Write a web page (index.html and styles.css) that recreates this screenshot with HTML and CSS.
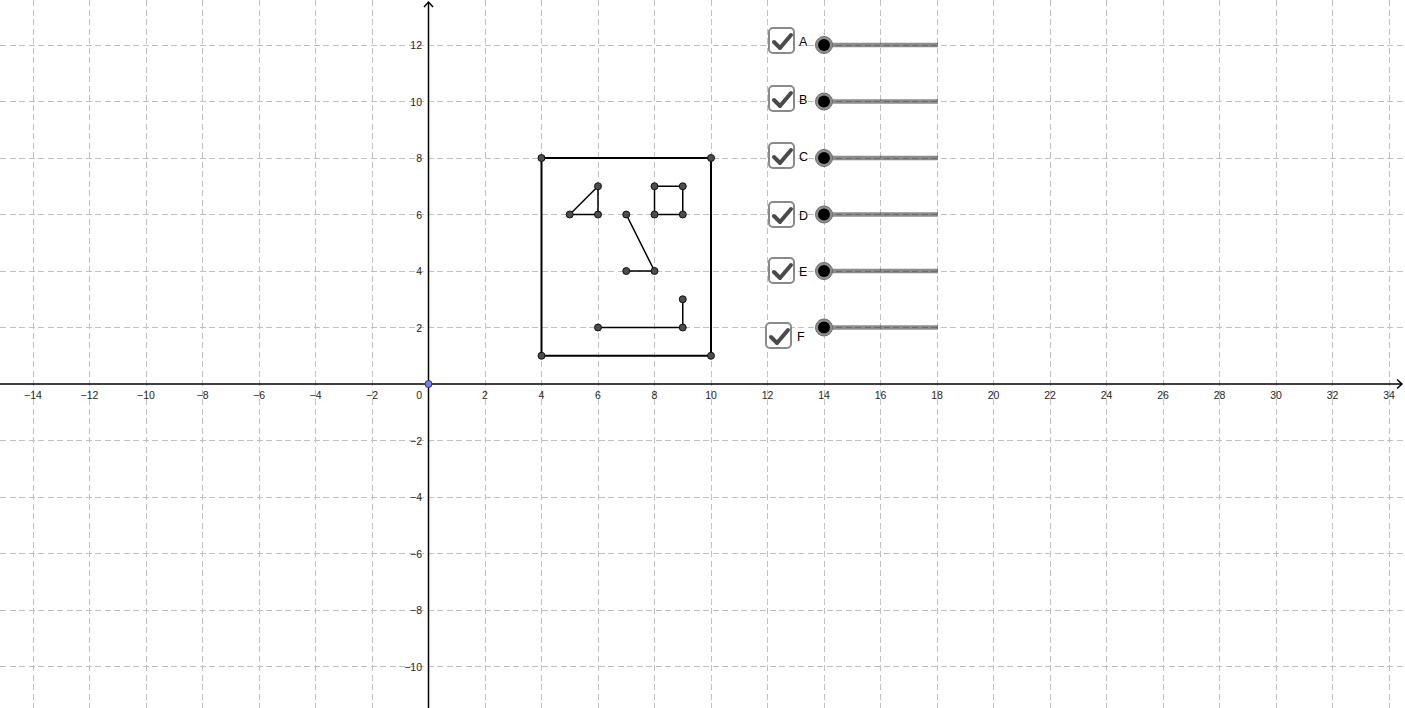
FILE: index.html
```html
<!DOCTYPE html>
<html lang="en">
<head>
<meta charset="utf-8">
<title>Graphics</title>
<link rel="stylesheet" href="styles.css">
</head>
<body>
<svg class="board" width="1405" height="708" viewBox="0 0 1405 708" xmlns="http://www.w3.org/2000/svg">
  <g class="grid">
    <line x1="33" y1="0" x2="33" y2="708"/>
    <line x1="89.5" y1="0" x2="89.5" y2="708"/>
    <line x1="146" y1="0" x2="146" y2="708"/>
    <line x1="202.5" y1="0" x2="202.5" y2="708"/>
    <line x1="259" y1="0" x2="259" y2="708"/>
    <line x1="315.5" y1="0" x2="315.5" y2="708"/>
    <line x1="372" y1="0" x2="372" y2="708"/>
    <line x1="485" y1="0" x2="485" y2="708"/>
    <line x1="541.5" y1="0" x2="541.5" y2="708"/>
    <line x1="598" y1="0" x2="598" y2="708"/>
    <line x1="654.5" y1="0" x2="654.5" y2="708"/>
    <line x1="711" y1="0" x2="711" y2="708"/>
    <line x1="767.5" y1="0" x2="767.5" y2="708"/>
    <line x1="824" y1="0" x2="824" y2="708"/>
    <line x1="880.5" y1="0" x2="880.5" y2="708"/>
    <line x1="937" y1="0" x2="937" y2="708"/>
    <line x1="993.5" y1="0" x2="993.5" y2="708"/>
    <line x1="1050" y1="0" x2="1050" y2="708"/>
    <line x1="1106.5" y1="0" x2="1106.5" y2="708"/>
    <line x1="1163" y1="0" x2="1163" y2="708"/>
    <line x1="1219.5" y1="0" x2="1219.5" y2="708"/>
    <line x1="1276" y1="0" x2="1276" y2="708"/>
    <line x1="1332.5" y1="0" x2="1332.5" y2="708"/>
    <line x1="1389" y1="0" x2="1389" y2="708"/>

    <line x1="0" y1="45" x2="1405" y2="45"/>
    <line x1="0" y1="101.5" x2="1405" y2="101.5"/>
    <line x1="0" y1="158" x2="1405" y2="158"/>
    <line x1="0" y1="214.5" x2="1405" y2="214.5"/>
    <line x1="0" y1="271" x2="1405" y2="271"/>
    <line x1="0" y1="327.5" x2="1405" y2="327.5"/>
    <line x1="0" y1="440.5" x2="1405" y2="440.5"/>
    <line x1="0" y1="497" x2="1405" y2="497"/>
    <line x1="0" y1="553.5" x2="1405" y2="553.5"/>
    <line x1="0" y1="610" x2="1405" y2="610"/>
    <line x1="0" y1="666.5" x2="1405" y2="666.5"/>
  </g>

  <g class="axis">
    <line x1="0" y1="384" x2="1402" y2="384"/>
    <polyline points="1397,379.5 1402,384 1397,388.5"/>
    <line x1="428.5" y1="708" x2="428.5" y2="2"/>
    <polyline points="424,7 428.5,2 433,7"/>
  </g>

  <g class="xlabels">
    <text x="33" y="399">−14</text>
    <text x="89.5" y="399">−12</text>
    <text x="146" y="399">−10</text>
    <text x="202.5" y="399">−8</text>
    <text x="259" y="399">−6</text>
    <text x="315.5" y="399">−4</text>
    <text x="372" y="399">−2</text>
    <text x="485" y="399">2</text>
    <text x="541.5" y="399">4</text>
    <text x="598" y="399">6</text>
    <text x="654.5" y="399">8</text>
    <text x="711" y="399">10</text>
    <text x="767.5" y="399">12</text>
    <text x="824" y="399">14</text>
    <text x="880.5" y="399">16</text>
    <text x="937" y="399">18</text>
    <text x="993.5" y="399">20</text>
    <text x="1050" y="399">22</text>
    <text x="1106.5" y="399">24</text>
    <text x="1163" y="399">26</text>
    <text x="1219.5" y="399">28</text>
    <text x="1276" y="399">30</text>
    <text x="1332.5" y="399">32</text>
    <text x="1389" y="399">34</text>
  </g>
  <g class="ylabels">
    <text x="422" y="399">0</text>
    <text x="422" y="49">12</text>
    <text x="422" y="105.5">10</text>
    <text x="422" y="162">8</text>
    <text x="422" y="218.5">6</text>
    <text x="422" y="275">4</text>
    <text x="422" y="331.5">2</text>
    <text x="422" y="444.5">−2</text>
    <text x="422" y="501">−4</text>
    <text x="422" y="557.5">−6</text>
    <text x="422" y="614">−8</text>
    <text x="422" y="670.5">−10</text>
  </g>

  <g class="seg-bold">
    <polygon points="541.5,355.75 711,355.75 711,158 541.5,158"/>
  </g>
  <g class="seg">
    <polygon points="569.75,214.5 598,214.5 598,186.25"/>
    <polygon points="654.5,214.5 682.75,214.5 682.75,186.25 654.5,186.25"/>
    <polyline points="626.25,214.5 654.5,271 626.25,271"/>
    <polyline points="598,327.5 682.75,327.5 682.75,299.25"/>
  </g>
  <g class="pt">
    <circle cx="541.5" cy="355.75" r="3.5"/>
    <circle cx="711" cy="355.75" r="3.5"/>
    <circle cx="711" cy="158" r="3.5"/>
    <circle cx="541.5" cy="158" r="3.5"/>
    <circle cx="569.75" cy="214.5" r="3.5"/>
    <circle cx="598" cy="214.5" r="3.5"/>
    <circle cx="598" cy="186.25" r="3.5"/>
    <circle cx="654.5" cy="214.5" r="3.5"/>
    <circle cx="682.75" cy="214.5" r="3.5"/>
    <circle cx="682.75" cy="186.25" r="3.5"/>
    <circle cx="654.5" cy="186.25" r="3.5"/>
    <circle cx="626.25" cy="214.5" r="3.5"/>
    <circle cx="654.5" cy="271" r="3.5"/>
    <circle cx="626.25" cy="271" r="3.5"/>
    <circle cx="598" cy="327.5" r="3.5"/>
    <circle cx="682.75" cy="327.5" r="3.5"/>
    <circle cx="682.75" cy="299.25" r="3.5"/>
  </g>
  <circle class="origin" cx="428.5" cy="384" r="3.5"/>

  <g class="sliders">
    <line class="track" x1="824" y1="45" x2="938" y2="45"/>
    <line class="track" x1="824" y1="101.5" x2="938" y2="101.5"/>
    <line class="track" x1="824" y1="158" x2="938" y2="158"/>
    <line class="track" x1="824" y1="214.5" x2="938" y2="214.5"/>
    <line class="track" x1="824" y1="271" x2="938" y2="271"/>
    <line class="track" x1="824" y1="327.5" x2="938" y2="327.5"/>
    <circle class="knob-ring" cx="824" cy="45" r="8.5"/>
    <circle class="knob-ring" cx="824" cy="101.5" r="8.5"/>
    <circle class="knob-ring" cx="824" cy="158" r="8.5"/>
    <circle class="knob-ring" cx="824" cy="214.5" r="8.5"/>
    <circle class="knob-ring" cx="824" cy="271" r="8.5"/>
    <circle class="knob-ring" cx="824" cy="327.5" r="8.5"/>
    <circle class="knob" cx="824" cy="45" r="6"/>
    <circle class="knob" cx="824" cy="101.5" r="6"/>
    <circle class="knob" cx="824" cy="158" r="6"/>
    <circle class="knob" cx="824" cy="214.5" r="6"/>
    <circle class="knob" cx="824" cy="271" r="6"/>
    <circle class="knob" cx="824" cy="327.5" r="6"/>
  </g>

  <g class="checkbox" transform="translate(768,27)">
    <rect class="cb-box" x="1" y="1" width="25" height="25" rx="4"/>
    <polyline class="cb-tick" points="6,15 12,21 23,8"/>
    <text class="cb-label" x="31" y="18.5">A</text>
  </g>
  <g class="checkbox" transform="translate(768,85)">
    <rect class="cb-box" x="1" y="1" width="25" height="25" rx="4"/>
    <polyline class="cb-tick" points="6,15 12,21 23,8"/>
    <text class="cb-label" x="31" y="18.5">B</text>
  </g>
  <g class="checkbox" transform="translate(768,142)">
    <rect class="cb-box" x="1" y="1" width="25" height="25" rx="4"/>
    <polyline class="cb-tick" points="6,15 12,21 23,8"/>
    <text class="cb-label" x="31" y="18.5">C</text>
  </g>
  <g class="checkbox" transform="translate(768,201)">
    <rect class="cb-box" x="1" y="1" width="25" height="25" rx="4"/>
    <polyline class="cb-tick" points="6,15 12,21 23,8"/>
    <text class="cb-label" x="31" y="18.5">D</text>
  </g>
  <g class="checkbox" transform="translate(768,257)">
    <rect class="cb-box" x="1" y="1" width="25" height="25" rx="4"/>
    <polyline class="cb-tick" points="6,15 12,21 23,8"/>
    <text class="cb-label" x="31" y="18.5">E</text>
  </g>
  <g class="checkbox" transform="translate(765,322)">
    <rect class="cb-box" x="1" y="1" width="25" height="25" rx="4"/>
    <polyline class="cb-tick" points="6,15 12,21 23,8"/>
    <text class="cb-label" x="32" y="18.5">F</text>
  </g>
</svg>
</body>
</html>
```
FILE: styles.css
```css
html, body {
  margin: 0;
  padding: 0;
  background: #ffffff;
  overflow: hidden;
}

.board {
  display: block;
  width: 1405px;
  height: 708px;
}

.grid line {
  stroke: #c0c0c0;
  stroke-width: 1;
  stroke-dasharray: 6 3.5;
  shape-rendering: crispEdges;
}

.axis line,
.axis polyline {
  stroke: #000000;
  stroke-width: 1.5;
  fill: none;
}

.xlabels text,
.ylabels text {
  font-family: "Liberation Sans", Arial, sans-serif;
  font-size: 10.5px;
  fill: #262626;
}

.xlabels text {
  text-anchor: middle;
}

.ylabels text {
  text-anchor: end;
}

.seg-bold polygon {
  fill: none;
  stroke: #000000;
  stroke-width: 2;
}

.seg polygon,
.seg polyline {
  fill: none;
  stroke: #000000;
  stroke-width: 1.5;
}

.pt circle {
  fill: #4d4d4d;
  stroke: #111111;
  stroke-width: 1;
}

.origin {
  fill: #7a7aff;
  stroke: #33336e;
  stroke-width: 1;
}

.track {
  stroke: #000000;
  stroke-opacity: 0.45;
  stroke-width: 4.5;
}

.knob-ring {
  fill: #8f8f8f;
  stroke: #6a6a6a;
  stroke-width: 1;
}

.knob {
  fill: #000000;
}

.cb-box {
  fill: #ffffff;
  stroke: #8a8a8a;
  stroke-width: 2;
}

.cb-tick {
  fill: none;
  stroke: #4a4a4a;
  stroke-width: 4;
  stroke-linecap: round;
  stroke-linejoin: round;
}

.cb-label {
  font-family: "Liberation Sans", Arial, sans-serif;
  font-size: 12.5px;
  fill: #000000;
}
```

+ + + +

**Task to carry out:** Using the listing above, show every line that includes the string "index".

**Output below:**
Write a web page (index.html and styles.css) that recreates this screenshot with HTML and CSS.
FILE: index.html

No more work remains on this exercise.